* Start *
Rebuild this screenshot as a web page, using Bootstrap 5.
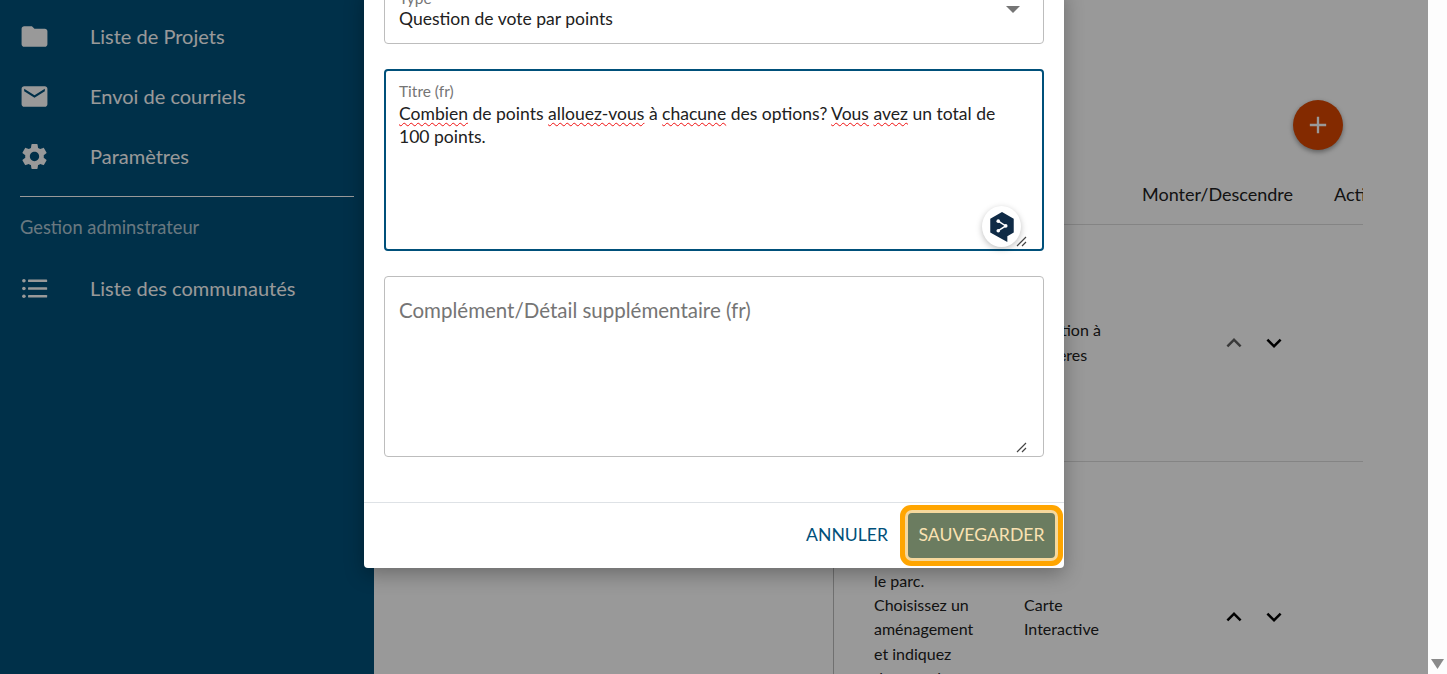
<!DOCTYPE html>
<html lang="fr">
<head>
    <meta charset="UTF-8">
    <meta name="viewport" content="width=device-width, initial-scale=1.0">
    <title>Liste de Projets</title>
    <link href="https://cdn.jsdelivr.net/npm/bootstrap@5.3.6/dist/css/bootstrap.min.css" rel="stylesheet">
    <style>
        html, body { height: 100%; overflow: hidden; }
        body { font-family: "Lato", "Liberation Sans", sans-serif; color: #212121; background: #fff; }
        .page-wrap { height: 674px; }
        .app-area { position: relative; overflow: hidden; }
        .fake-scroll { width: 19px; background: #fdfdfd; padding-bottom: 5px; }
        .fake-scroll svg { width: 13px; height: 10px; fill: #8a8a8a; }

        .side-bar { width: 374px; background: #00507a; color: #fff; padding: 6px 20px 0; }
        .side-item { height: 60px; font-size: 20px; }
        .side-item svg { width: 31px; height: 31px; fill: #fff; margin-left: -1px; margin-right: 40px; }
        .side-rule { border-top: 1px solid #fff; margin: 10px 0 0; opacity: 1; }
        .side-title { font-size: 18.3px; color: rgba(255, 255, 255, .7); line-height: 24px; margin: 18px 0 19px; }

        .blank-pane { width: 459px; }
        .list-pane { width: 530px; border-left: 1px solid #bbb; padding-top: 100px; overflow: hidden; }
        .add-btn { width: 50px; height: 50px; border-radius: 50%; background: #da4700; margin-right: 20px; box-shadow: 0 2px 5px rgba(0, 0, 0, .4); }
        .add-btn svg { width: 28px; height: 28px; fill: #fff; }
        .quest-table { table-layout: fixed; width: 640px; margin: 0; font-size: 16px; line-height: 24.3px; color: #212121; --bs-table-bg: transparent; --bs-table-color: #212121; }
        .quest-table th { font-size: 18px; font-weight: 400; height: 74px; padding: 0 0 17px; vertical-align: bottom; border-bottom: 1px solid #ddd; }
        .quest-table td { padding: 10px 0; vertical-align: middle; border-bottom: 1px solid #ddd; }
        .quest-table .col-one { padding-left: 40px; padding-right: 40px; }
        .quest-table .col-two { padding-right: 16px; }
        .row-first td { height: 237px; }
        .row-second td { height: 312px; }
        .move-btns { padding-left: 77px; gap: 10px; }
        .move-btns svg { width: 30px; height: 30px; fill: #000; }
        .move-btns .is-off { opacity: .62; }

        .veil { position: absolute; inset: 0; background: rgba(0, 0, 0, .4); }
        .edit-dialog { position: absolute; left: 364px; bottom: 106px; width: 700px; border: 0; border-radius: 4px; background: #fff; box-shadow: 0 6px 20px rgba(0, 0, 0, .3); }
        .edit-body { padding: 0 20px 45px; gap: 25px; }
        .edit-field { position: relative; border: 1px solid #bdbdbd; border-radius: 4px; padding: 0 14px; color: #212121; background: #fff; }
        .field-type { height: 56px; padding-top: 1px; }
        .field-type .field-label { line-height: 16px; margin-bottom: 1px; }
        .field-title { height: 182px; border: 2px solid #00507a; padding: 12px 13px 0; }
        .field-title .field-label { margin-bottom: 2px; }
        .field-extra { height: 181px; padding-top: 19px; font-size: 20.5px; line-height: 28px; color: #757575; }
        .field-label { font-size: 15.5px; color: #757575; line-height: 17px; }
        .field-value { font-size: 17.55px; line-height: 23px; }
        .spell { text-decoration: underline wavy #f01010 1px; text-underline-offset: 2px; text-decoration-skip-ink: none; }
        .caret-down { position: absolute; right: 23px; top: 17px; width: 0; height: 0; border-left: 7px solid transparent; border-right: 7px solid transparent; border-top: 7px solid #757575; }
        .grip { position: absolute; right: 15px; bottom: 2px; width: 11px; height: 11px; stroke: #444; stroke-width: 1.2; fill: none; }
        .field-extra .grip { right: 16px; bottom: 3px; }
        .deepl-spot { position: absolute; right: 21px; bottom: 2px; width: 39px; height: 41px; border-radius: 50%; background: #fff; box-shadow: 0 2px 6px rgba(0, 0, 0, .25); }
        .deepl-spot svg { width: 26px; height: 32px; }

        .edit-foot { height: 66px; padding: 0 9px 0 0; gap: 20px; border-top: 1px solid #dee2e6; }
        .btn-undo { font-size: 17.6px; color: #00507a; padding: 0; border: 0; }
        .btn-undo:hover { color: #00507a; }
        .btn-save { font-size: 17.6px; width: 147px; height: 45px; padding: 0; border: 0; border-radius: 4px; background: #6b7c60; color: #fae2b2; box-shadow: 0 0 0 3px #f6d89c, 0 0 0 8px #ffa500; }
        .btn-save:hover { background: #6b7c60; color: #fae2b2; }
    </style>
</head>
<body>
    <div class="page-wrap d-flex">
        <div class="app-area flex-grow-1 d-flex">
            <nav class="side-bar flex-shrink-0">
                <div class="side-item d-flex align-items-center">
                    <svg viewBox="0 0 24 24"><path d="M10 4H4c-1.1 0-1.99.9-1.99 2L2 18c0 1.1.9 2 2 2h16c1.1 0 2-.9 2-2V8c0-1.1-.9-2-2-2h-8l-2-2z"/></svg>
                    <span>Liste de Projets</span>
                </div>
                <div class="side-item d-flex align-items-center">
                    <svg viewBox="0 0 24 24"><path d="M20 4H4c-1.1 0-1.99.9-1.99 2L2 18c0 1.1.9 2 2 2h16c1.1 0 2-.9 2-2V6c0-1.1-.9-2-2-2zm0 4l-8 5-8-5V6l8 5 8-5v2z"/></svg>
                    <span>Envoi de courriels</span>
                </div>
                <div class="side-item d-flex align-items-center">
                    <svg viewBox="0 0 24 24"><path d="M19.14 12.94c.04-.3.06-.61.06-.94 0-.32-.02-.64-.07-.94l2.03-1.58c.18-.14.23-.41.12-.61l-1.92-3.32c-.12-.22-.37-.29-.59-.22l-2.39.96c-.5-.38-1.03-.7-1.62-.94l-.36-2.54c-.04-.24-.24-.41-.48-.41h-3.84c-.24 0-.43.17-.47.41l-.36 2.54c-.59.24-1.13.57-1.62.94l-2.39-.96c-.22-.08-.47 0-.59.22L2.74 8.87c-.12.21-.08.47.12.61l2.03 1.58c-.05.3-.09.63-.09.94s.02.64.07.94l-2.03 1.58c-.18.14-.23.41-.12.61l1.92 3.32c.12.22.37.29.59.22l2.39-.96c.5.38 1.03.7 1.62.94l.36 2.54c.05.24.24.41.48.41h3.84c.24 0 .44-.17.47-.41l.36-2.54c.59-.24 1.13-.56 1.62-.94l2.39.96c.22.08.47 0 .59-.22l1.92-3.32c.12-.22.07-.47-.12-.61l-2.01-1.58zM12 15.6c-1.98 0-3.6-1.62-3.6-3.6s1.62-3.6 3.6-3.6 3.6 1.62 3.6 3.6-1.62 3.6-3.6 3.6z"/></svg>
                    <span>Paramètres</span>
                </div>
                <hr class="side-rule">
                <div class="side-title">Gestion adminstrateur</div>
                <div class="side-item d-flex align-items-center">
                    <svg viewBox="0 0 24 24"><circle cx="3.8" cy="6" r="1.4"/><circle cx="3.8" cy="12" r="1.4"/><circle cx="3.8" cy="18" r="1.4"/><rect x="7" y="5" width="14.8" height="2" rx=".5"/><rect x="7" y="11" width="14.8" height="2" rx=".5"/><rect x="7" y="17" width="14.8" height="2" rx=".5"/></svg>
                    <span>Liste des communautés</span>
                </div>
            </nav>

            <main class="d-flex flex-grow-1">
                <div class="blank-pane flex-shrink-0"></div>
                <section class="list-pane flex-shrink-0">
                    <div class="d-flex justify-content-end">
                        <div class="add-btn d-flex align-items-center justify-content-center">
                            <svg viewBox="0 0 24 24"><path d="M19 13h-6v6h-2v-6H5v-2h6V5h2v6h6v2z"/></svg>
                        </div>
                    </div>
                    <table class="table quest-table">
                        <colgroup><col style="width:190px"><col style="width:118px"><col style="width:192px"><col style="width:140px"></colgroup>
                        <thead>
                            <tr>
                                <th class="col-one">Question</th>
                                <th>Type</th>
                                <th>Monter/Descendre</th>
                                <th>Actions</th>
                            </tr>
                        </thead>
                        <tbody>
                            <tr class="row-first">
                                <td class="col-one">Quel est votre niveau de satisfaction pour chacun des critères suivants?</td>
                                <td class="col-two">Question à manières</td>
                                <td>
                                    <div class="move-btns d-flex">
                                        <svg class="is-off" viewBox="0 0 24 24"><path d="M12 8l-6 6 1.41 1.41L12 10.83l4.59 4.58L18 14z"/></svg>
                                        <svg viewBox="0 0 24 24"><path d="M16.59 8.59L12 13.17 7.41 8.59 6 10l6 6 6-6z"/></svg>
                                    </div>
                                </td>
                                <td></td>
                            </tr>
                            <tr class="row-second">
                                <td class="col-one">Voici la carte<br>du quartier<br>et des sentiers<br>situés dans<br>le parc. Choisissez un aménagement et indiquez dans quel secteur il devrait se trouver.</td>
                                <td class="col-two">Carte Interactive</td>
                                <td>
                                    <div class="move-btns d-flex">
                                        <svg viewBox="0 0 24 24"><path d="M12 8l-6 6 1.41 1.41L12 10.83l4.59 4.58L18 14z"/></svg>
                                        <svg viewBox="0 0 24 24"><path d="M16.59 8.59L12 13.17 7.41 8.59 6 10l6 6 6-6z"/></svg>
                                    </div>
                                </td>
                                <td></td>
                            </tr>
                        </tbody>
                    </table>
                </section>
            </main>

            <div class="veil"></div>

            <div class="edit-dialog modal-content">
                <div class="edit-body modal-body d-flex flex-column">
                    <div class="edit-field field-type">
                        <div class="field-label">Type</div>
                        <div class="field-value">Question de vote par points</div>
                        <span class="caret-down"></span>
                    </div>
                    <div class="edit-field field-title">
                        <div class="field-label">Titre (fr)</div>
                        <div class="field-value"><span class="spell">Combien</span> de points <span class="spell">allouez-vous</span> à <span class="spell">chacune</span> des options? <span class="spell">Vous</span> <span class="spell">avez</span> un total de 100 points.</div>
                        <div class="deepl-spot d-flex align-items-center justify-content-center">
                            <svg viewBox="0 0 24 30">
                                <path fill="#0f2b46" d="M12 1l11 6.2v13L17 23.6V29l-5.5-3L1 20.2v-13z"/>
                                <path d="M8.5 9.5l7 4.5-7 4.5" fill="none" stroke="#fff" stroke-width="1.4"/>
                                <circle cx="8.5" cy="9.5" r="1.7" fill="#fff"/><circle cx="15.5" cy="14" r="1.7" fill="#fff"/><circle cx="8.5" cy="18.5" r="1.7" fill="#fff"/>
                            </svg>
                        </div>
                        <svg class="grip" viewBox="0 0 11 11"><path d="M1 10l9-9M6 10l4-4"/></svg>
                    </div>
                    <div class="edit-field field-extra">
                        Complément/Détail supplémentaire (fr)
                        <svg class="grip" viewBox="0 0 11 11"><path d="M1 10l9-9M6 10l4-4"/></svg>
                    </div>
                </div>
                <div class="edit-foot modal-footer flex-nowrap">
                    <button type="button" class="btn btn-undo">ANNULER</button>
                    <button type="button" class="btn btn-save">SAUVEGARDER</button>
                </div>
            </div>
        </div>
        <div class="fake-scroll flex-shrink-0 d-flex align-items-end justify-content-center">
            <svg viewBox="0 0 13 10"><path d="M0 0h13L6.5 10z"/></svg>
        </div>
    </div>

    <script src="https://cdn.jsdelivr.net/npm/bootstrap@5.3.6/dist/js/bootstrap.bundle.min.js"></script>
</body>
</html>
* End *
DO THIS –
Return each line of the data that contains the string "page".

FULL RESPONSE –
Rebuild this screenshot as a web page, using Bootstrap 5.
        .page-wrap { height: 674px; }
    <div class="page-wrap d-flex">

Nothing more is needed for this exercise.